RECORDS SUPPLIED ->
══════════

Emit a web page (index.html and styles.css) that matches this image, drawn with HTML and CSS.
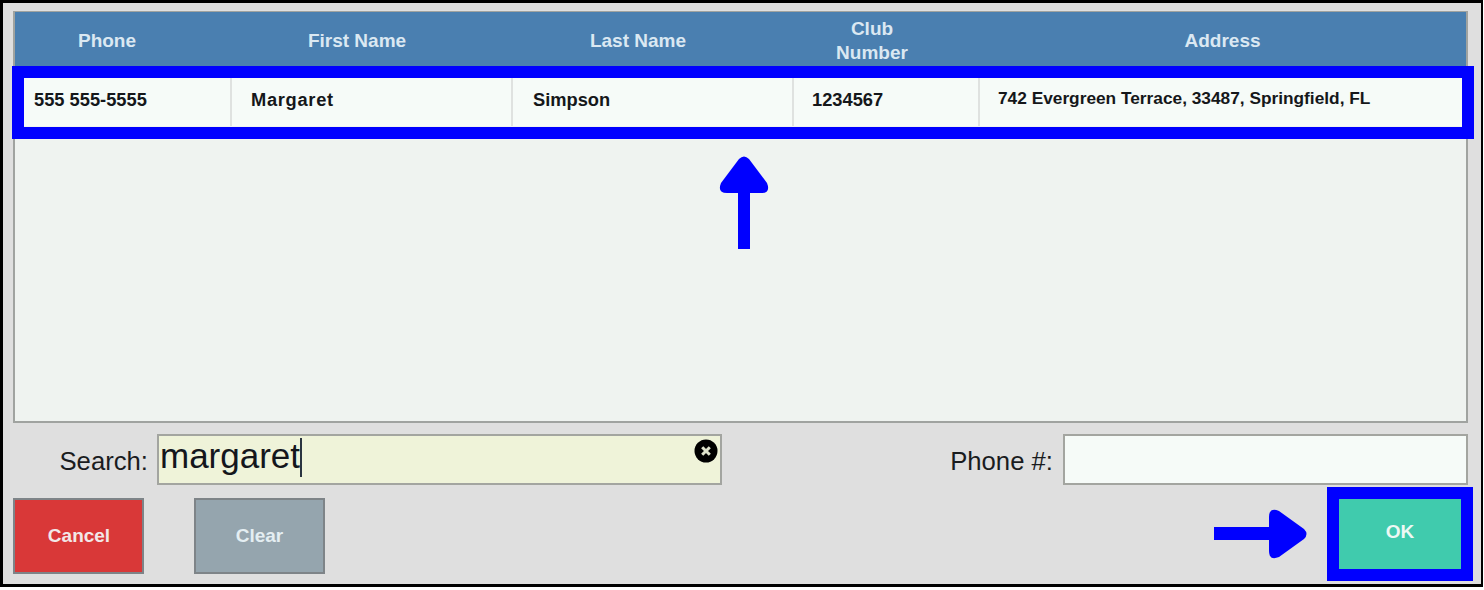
FILE: index.html
```html
<!DOCTYPE html>
<html lang="en">
<head>
<meta charset="utf-8">
<title>Customer search</title>
<link rel="stylesheet" href="styles.css">
</head>
<body>
<main class="dialog">
  <section class="grid">
    <div class="head">
      <div class="hc h1">Phone</div>
      <div class="hc h2">First Name</div>
      <div class="hc h3">Last Name</div>
      <div class="hc h4">Club<br>Number</div>
      <div class="hc h5">Address</div>
    </div>
    <div class="row">
      <div class="cell first">555 555-5555</div>
      <div class="cell c2 wide">Margaret</div>
      <div class="cell c3">Simpson</div>
      <div class="cell c4">1234567</div>
      <div class="cell c5 addr">742 Evergreen Terrace, 33487, Springfield, FL</div>
    </div>
  </section>
  <div class="fields">
    <label class="lab lab-search">Search:</label>
    <div class="input search"><span class="typed">margaret</span><span class="caret"></span>
      <svg class="clear-x" viewBox="0 0 24 24" width="24" height="24"><circle cx="12" cy="12" r="11.5" fill="#000"/><path d="M8.2 8.2l7.6 7.6M15.800 8.2l-7.6 7.6" stroke="#dfe3cc" stroke-width="3" fill="none"/></svg>
    </div>
    <label class="lab lab-phone">Phone #:</label>
    <div class="input phone"></div>
  </div>
  <div class="actions">
    <button class="btn cancel">Cancel</button>
    <button class="btn clear">Clear</button>
    <svg class="arrow-right" width="94" height="50" viewBox="0 0 94 50"><path d="M0 18H55V8Q55 -2 65 2L90 20Q95 25 90 30L65 48Q55 52 55 42V31H0Z" fill="#0000ff"/></svg>
    <button class="btn ok">OK</button>
  </div>
  <div class="highlight-row"></div>
  <svg class="arrow-up" width="50" height="93" viewBox="0 0 50 93"><path d="M19 93V37H8Q-2 37 2 27L20 3Q25 -2 30 3L48 27Q52 37 42 37H31V93Z" fill="#0000ff"/></svg>
</main>
</body>
</html>
```
FILE: styles.css
```css
* { box-sizing: border-box; }
html, body { margin: 0; background: #fff; }
body { width: 1484px; height: 590px; font-family: "Liberation Sans", Arial, sans-serif; overflow: hidden; }
.dialog { position: relative; width: 1483px; height: 587px; border: 3px solid #000; border-right-width: 2px; background: #dfdfdf; padding: 8px 13px 0 10px; }
.grid { height: 412px; border: 2px solid #a0a3a0; border-top: 1px solid #a0a3a0; background: #eff3f0; }
.head { display: flex; height: 55px; background: #4a7fb0; color: #dbe8f2; font-weight: bold; font-size: 19px; line-height: 24px; text-align: center; }
.hc { display: flex; align-items: center; justify-content: center; padding-top: 2px; }
.h1 { width: 184px; }
.h2 { width: 314px; padding-left: 2px; }
.h3 { width: 250px; }
.h4 { width: 218px; }
.h5 { flex: 1; padding-right: 2px; }
.row { display: flex; height: 48px; margin-top: 11px; margin-left: 8px; margin-right: 4px; background: #f6fbf8; font-weight: bold; font-size: 18.300px; color: #15171a; }
.cell { display: flex; align-items: center; padding-left: 19px; padding-bottom: 5px; border-left: 2px solid #dfe2e0; }
.first { width: 207px; border-left: 0; padding-left: 11px; }
.c2 { width: 281px; }
.c3 { width: 281px; padding-left: 20px; }
.c4 { width: 186px; padding-left: 18px; }
.c5 { flex: 1; padding-left: 18px; }
.wide { letter-spacing: 0.700px; }
.addr { font-size: 17.300px; padding-bottom: 7px; }
.fields { display: flex; height: 52px; margin-top: 11px; align-items: flex-start; }
.lab { font-size: 25.700px; height: 52px; color: #1a1c1e; display: flex; align-items: center; padding-top: 3px; }
.lab-search { width: 135px; justify-content: flex-end; margin-right: 9px; }
.input { border: 2px solid #a3a5a0; height: 51px; position: relative; }
.search { width: 565px; background: #eff3d9; display: flex; align-items: flex-start; }
.typed { font-size: 35px; line-height: 40px; color: #14161c; margin-left: 1px; }
.caret { width: 2px; height: 39px; background: #2a3440; margin-top: 2px; }
.clear-x { position: absolute; right: 2px; top: 3px; }
.lab-phone { width: 331px; justify-content: flex-end; margin-right: 10px; }
.phone { width: 405px; background: #f6fbf8; }
.actions { display: flex; margin-top: 12px; align-items: flex-start; position: relative; }
.btn { width: 131px; height: 76px; border: 2px solid #7e8488; font-family: inherit; font-weight: bold; font-size: 19px; color: #f2e8e8; padding: 0; }
.cancel { background: #d93838; padding-left: 1px; }
.clear { background: #95a5ae; margin-left: 50px; color: #e4eef2; }
.arrow-right { margin-left: auto; margin-top: 11px; margin-right: 19px; }
.ok { width: 146px; height: 94px; margin-top: -11px; margin-right: -5px; border: 12px solid #0000ff; background: #40cbad; color: #eef8f4; padding-bottom: 4px; }
.highlight-row { position: absolute; left: 9px; top: 63px; width: 1462px; height: 73px; border: 12px solid #0000ff; }
.arrow-up { position: absolute; left: 716px; top: 153px; }
```
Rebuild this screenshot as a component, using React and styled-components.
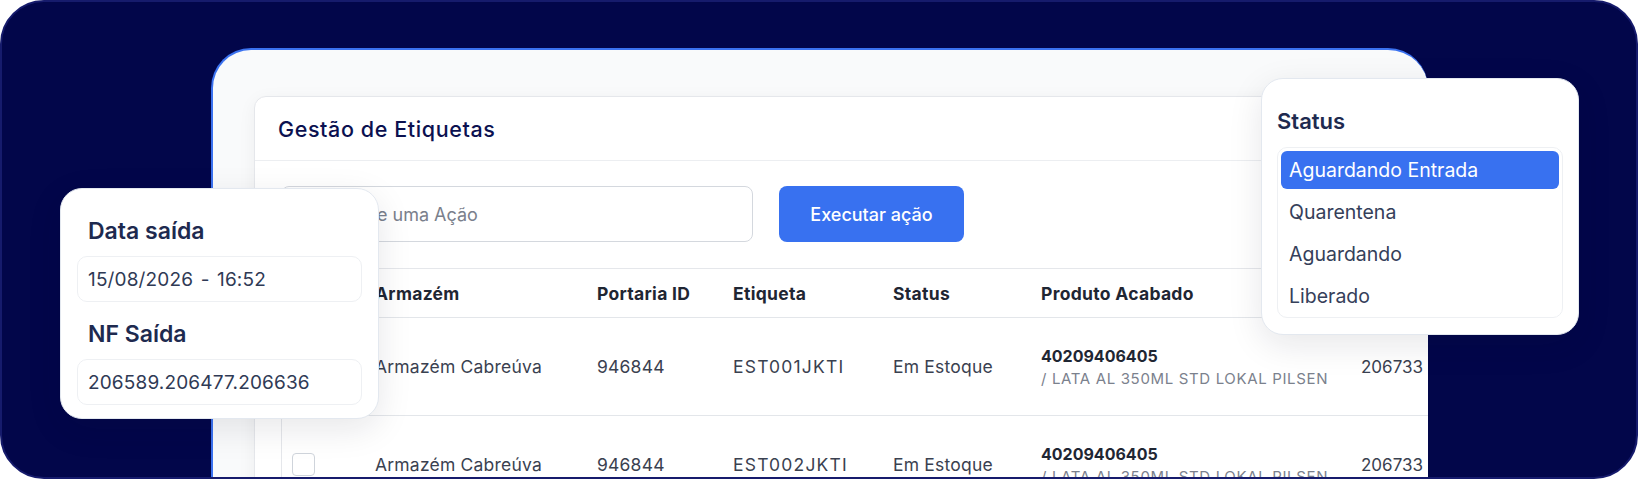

══════════

REQUIREMENTS -> Set down every entry word for word, but omit the pictures.

SOLUTION ->
Emit a web page (index.html and styles.css) that matches this image, drawn with HTML and CSS.
FILE: index.html
```html
<!DOCTYPE html>
<html lang="en">
<head>
<meta charset="utf-8">
<title>Customer search</title>
<link rel="stylesheet" href="styles.css">
</head>
<body>
<main class="dialog">
  <section class="grid">
    <div class="head">
      <div class="hc h1">Phone</div>
      <div class="hc h2">First Name</div>
      <div class="hc h3">Last Name</div>
      <div class="hc h4">Club<br>Number</div>
      <div class="hc h5">Address</div>
    </div>
    <div class="row">
      <div class="cell first">555 555-5555</div>
      <div class="cell c2 wide">Margaret</div>
      <div class="cell c3">Simpson</div>
      <div class="cell c4">1234567</div>
      <div class="cell c5 addr">742 Evergreen Terrace, 33487, Springfield, FL</div>
    </div>
  </section>
  <div class="fields">
    <label class="lab lab-search">Search:</label>
    <div class="input search"><span class="typed">margaret</span><span class="caret"></span>
      <svg class="clear-x" viewBox="0 0 24 24" width="24" height="24"><circle cx="12" cy="12" r="11.5" fill="#000"/><path d="M8.2 8.2l7.6 7.6M15.800 8.2l-7.6 7.6" stroke="#dfe3cc" stroke-width="3" fill="none"/></svg>
    </div>
    <label class="lab lab-phone">Phone #:</label>
    <div class="input phone"></div>
  </div>
  <div class="actions">
    <button class="btn cancel">Cancel</button>
    <button class="btn clear">Clear</button>
    <svg class="arrow-right" width="94" height="50" viewBox="0 0 94 50"><path d="M0 18H55V8Q55 -2 65 2L90 20Q95 25 90 30L65 48Q55 52 55 42V31H0Z" fill="#0000ff"/></svg>
    <button class="btn ok">OK</button>
  </div>
  <div class="highlight-row"></div>
  <svg class="arrow-up" width="50" height="93" viewBox="0 0 50 93"><path d="M19 93V37H8Q-2 37 2 27L20 3Q25 -2 30 3L48 27Q52 37 42 37H31V93Z" fill="#0000ff"/></svg>
</main>
</body>
</html>
```
FILE: styles.css
```css
* { box-sizing: border-box; }
html, body { margin: 0; background: #fff; }
body { width: 1484px; height: 590px; font-family: "Liberation Sans", Arial, sans-serif; overflow: hidden; }
.dialog { position: relative; width: 1483px; height: 587px; border: 3px solid #000; border-right-width: 2px; background: #dfdfdf; padding: 8px 13px 0 10px; }
.grid { height: 412px; border: 2px solid #a0a3a0; border-top: 1px solid #a0a3a0; background: #eff3f0; }
.head { display: flex; height: 55px; background: #4a7fb0; color: #dbe8f2; font-weight: bold; font-size: 19px; line-height: 24px; text-align: center; }
.hc { display: flex; align-items: center; justify-content: center; padding-top: 2px; }
.h1 { width: 184px; }
.h2 { width: 314px; padding-left: 2px; }
.h3 { width: 250px; }
.h4 { width: 218px; }
.h5 { flex: 1; padding-right: 2px; }
.row { display: flex; height: 48px; margin-top: 11px; margin-left: 8px; margin-right: 4px; background: #f6fbf8; font-weight: bold; font-size: 18.300px; color: #15171a; }
.cell { display: flex; align-items: center; padding-left: 19px; padding-bottom: 5px; border-left: 2px solid #dfe2e0; }
.first { width: 207px; border-left: 0; padding-left: 11px; }
.c2 { width: 281px; }
.c3 { width: 281px; padding-left: 20px; }
.c4 { width: 186px; padding-left: 18px; }
.c5 { flex: 1; padding-left: 18px; }
.wide { letter-spacing: 0.700px; }
.addr { font-size: 17.300px; padding-bottom: 7px; }
.fields { display: flex; height: 52px; margin-top: 11px; align-items: flex-start; }
.lab { font-size: 25.700px; height: 52px; color: #1a1c1e; display: flex; align-items: center; padding-top: 3px; }
.lab-search { width: 135px; justify-content: flex-end; margin-right: 9px; }
.input { border: 2px solid #a3a5a0; height: 51px; position: relative; }
.search { width: 565px; background: #eff3d9; display: flex; align-items: flex-start; }
.typed { font-size: 35px; line-height: 40px; color: #14161c; margin-left: 1px; }
.caret { width: 2px; height: 39px; background: #2a3440; margin-top: 2px; }
.clear-x { position: absolute; right: 2px; top: 3px; }
.lab-phone { width: 331px; justify-content: flex-end; margin-right: 10px; }
.phone { width: 405px; background: #f6fbf8; }
.actions { display: flex; margin-top: 12px; align-items: flex-start; position: relative; }
.btn { width: 131px; height: 76px; border: 2px solid #7e8488; font-family: inherit; font-weight: bold; font-size: 19px; color: #f2e8e8; padding: 0; }
.cancel { background: #d93838; padding-left: 1px; }
.clear { background: #95a5ae; margin-left: 50px; color: #e4eef2; }
.arrow-right { margin-left: auto; margin-top: 11px; margin-right: 19px; }
.ok { width: 146px; height: 94px; margin-top: -11px; margin-right: -5px; border: 12px solid #0000ff; background: #40cbad; color: #eef8f4; padding-bottom: 4px; }
.highlight-row { position: absolute; left: 9px; top: 63px; width: 1462px; height: 73px; border: 12px solid #0000ff; }
.arrow-up { position: absolute; left: 716px; top: 153px; }
```
Rebuild this screenshot as a component, using React and styled-components.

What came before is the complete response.